GDP is expected to have grown around 1.8 per cent in 2007 and the government is currently preparing to cut its own growth forecast for this year in line with the Bank of Italy’s projection. Italy began to feel the full impact of the global slowdown late in the fourth quarter of 2007, the Bank of Italy said, warning of a ”concrete risk that credit conditions for firms and families may undergo a significant tightening”.

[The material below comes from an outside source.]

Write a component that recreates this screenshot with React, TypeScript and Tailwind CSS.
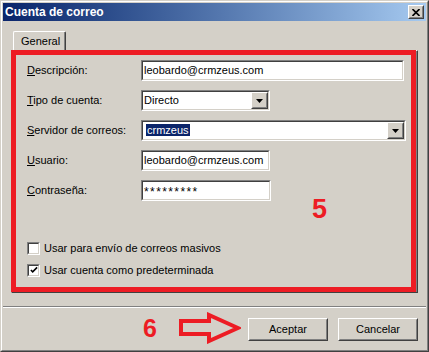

Back on the 6 January 2008 I put up a post here which included a forecast for 2008. In that forecast I included the following, which really does not look so "out of consensus" now that the Bank of Italy have made their substantial write-down:
As most of the forecasts suggest, we have been seeing growth which is somewhat above trend during the upswing in the last couple of years, so it would not be surprising if we now saw some below trend growth. Trend growth (over a 5 year average) in Italy may even have fallen into the 0.5 to 1% range, so if I have to put a number I would say 0.7% with a definite "downside risk" tag attached. The nearest forecast to this that I have seen is the 1% one from the Morgan Stanley GEF team. The implications of such sustained low growth are, I think, important, since if Italy cannot find the way to raise trend growth up towards the 2% mark there is simply no way the government debt can be stabilised and sustained. And with each passing year we have one year less to crunch time
Really we now need to see the data for GDP in the 4th quarter of 2007. The readout will undoubtedly be very low, and it could be that quarter-on-quarter growth was either flat or even slightly negative, in which case we may already have entered recession at the turn of the year. Just keep watching for those downward revisions, and look out for the impact on the fiscal situation.